The DHS did not respond directly to the charge that it was coordinating with judges, saying only: “The average illegal alien gets far more due process than most Americans.”
Recategorizing asylum cases and expediting deportation was not unheard of before this summer, but advocates say it would happen on a case-by-case basis and usually when the contours of a case had changed in a fundamental way – for example, if evidence emerged of a past violent crime. Sometimes, incoming administrations have instructed immigration courts to prioritize certain cases in line with their policy goals – a practice known as “docket shuffling” – but never in a way that threatened the futures of hundreds of thousands of people.
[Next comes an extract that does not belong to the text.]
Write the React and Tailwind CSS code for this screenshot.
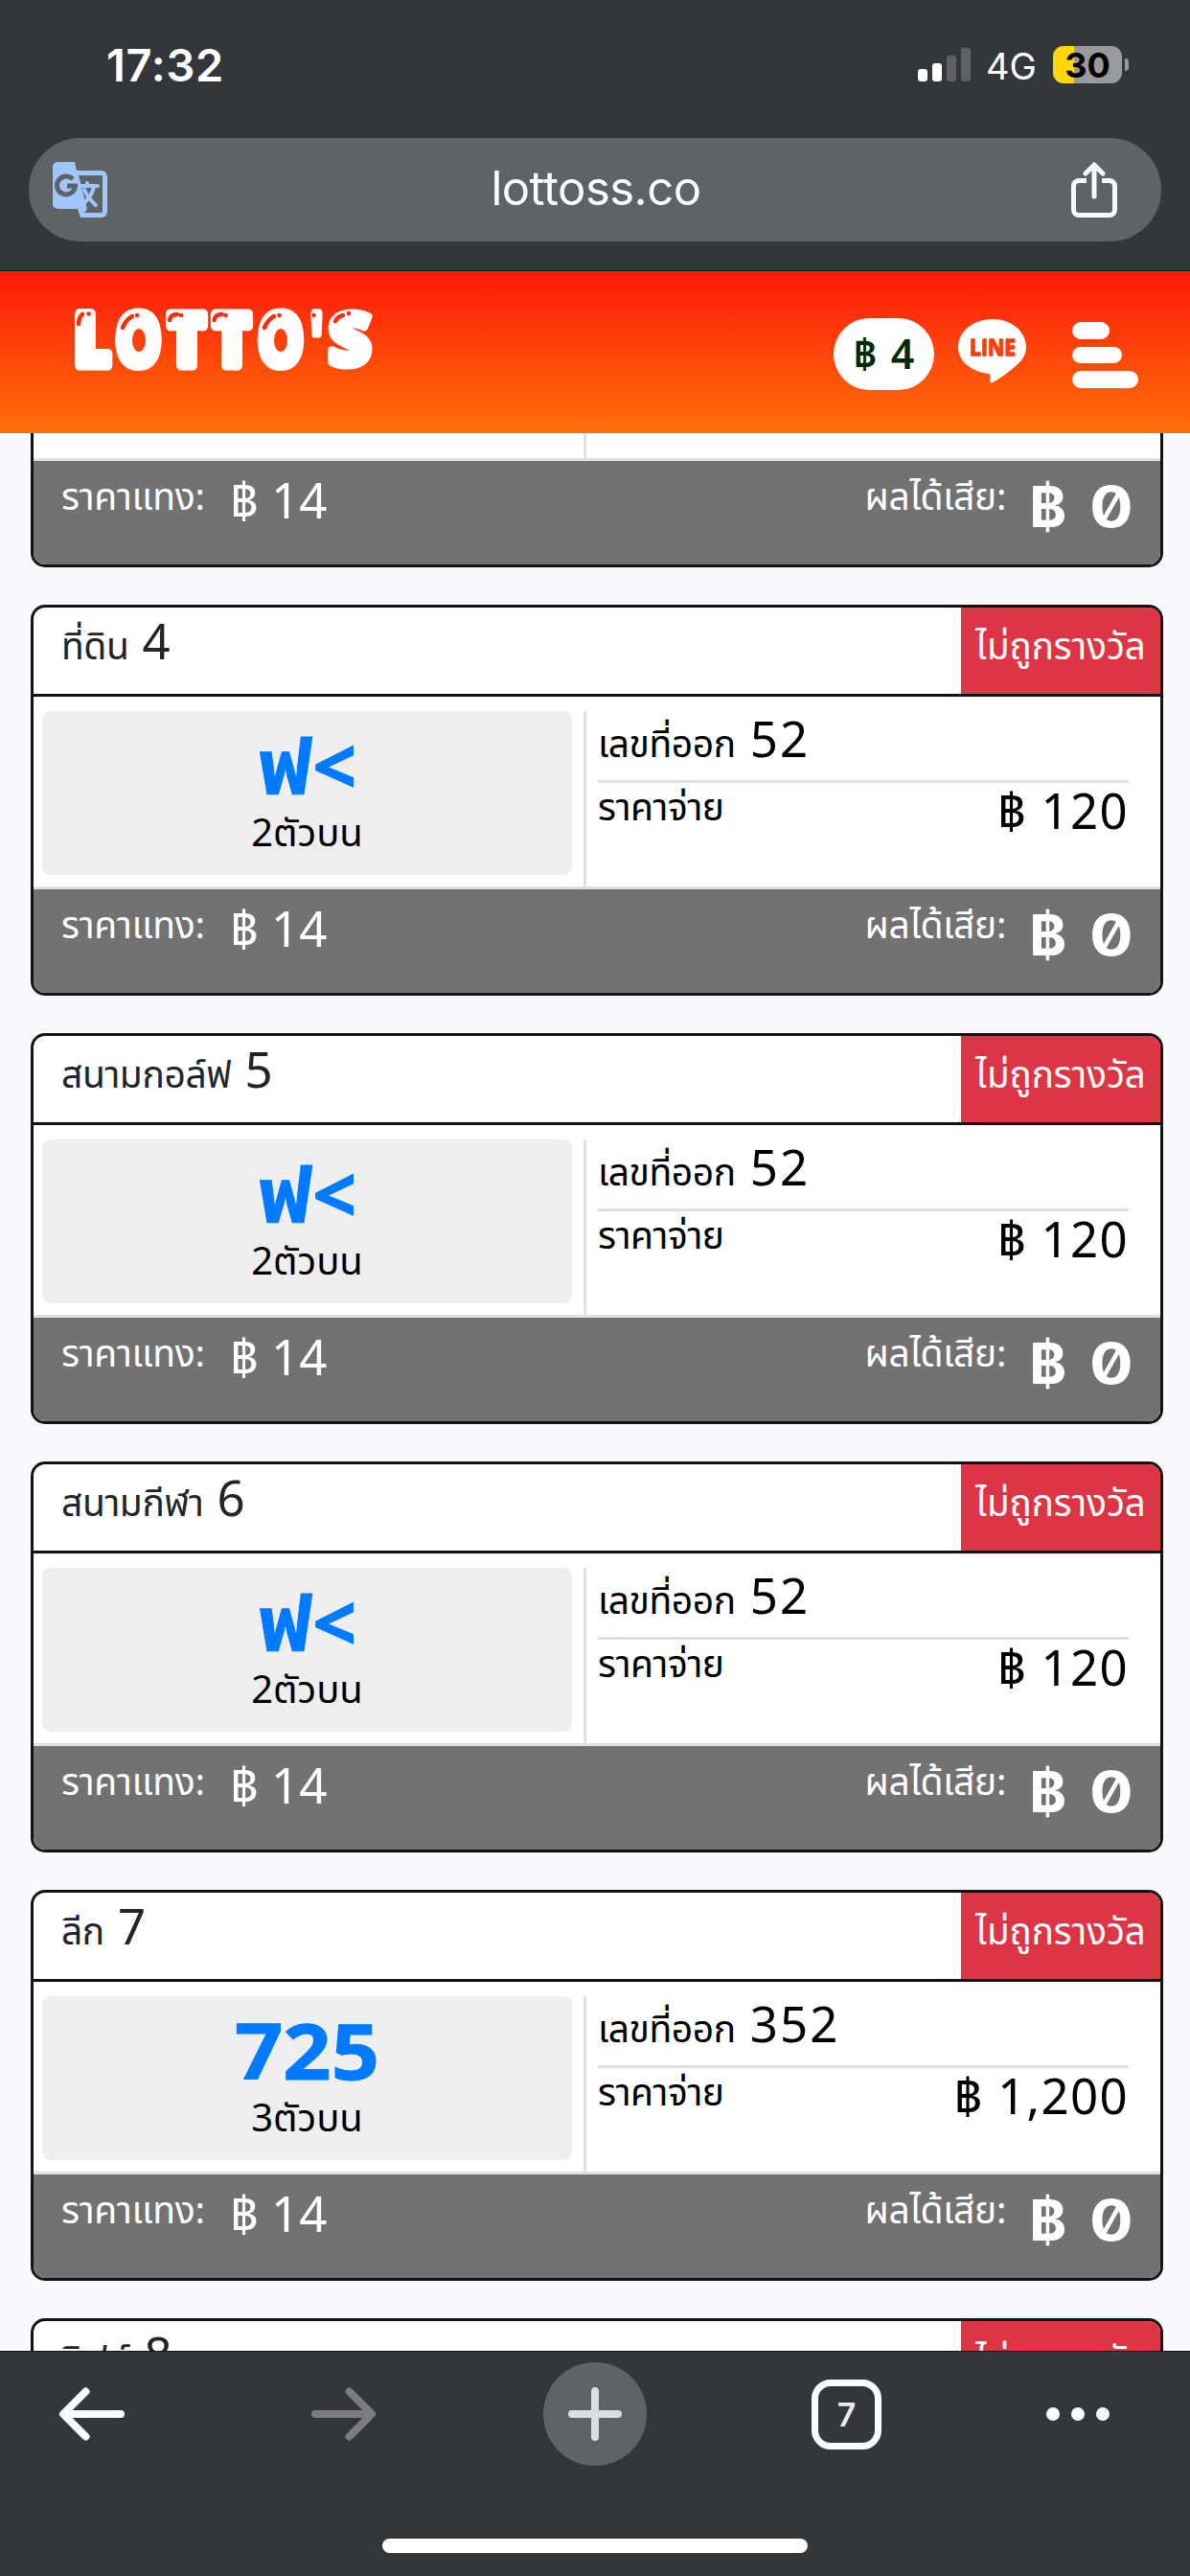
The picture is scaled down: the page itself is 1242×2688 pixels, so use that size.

“All concept of what we as attorneys do, of the rule of law, of what is ethical and what is legal – they’ve blown past all of that,” said Rodarte, the San Francisco lawyer. “They’re even blowing past court orders. They’re doing what they want and saying if you don’t like it, come at us … They’re turning a blind eye to the rules to meet their deportation goals at whatever cost.”
What the government’s own immigration lawyers make of the sweeping policy changes they are expected to carry out is not entirely clear. In appearances at two different Los Angeles-area immigration courts recently, some demonstrated a maximalist approach to arguing against asylum, pressing for deportation no matter what, while others took time to show understanding for migrants who have been in the country a long time and face challenges from the burden of paying for an immigration lawyer to caring for sick family members.
In one of the hearings, the DHS lawyer, whom the Guardian is not naming because of concerns that her job might be at risk, said the government had no issue with a Mexican couple arguing to stay in the United States because their deportation would create “exceptional and extremely unusual hardship” for their US-born disabled son.
As the hearing was winding down, Anderson, the lawyer representing the family, turned to her opposing counsel and said: “I imagine you guys are quite busy.”
The government lawyer, mindful perhaps of the announced presence of a reporter, offered a nervous giggle, but no answer.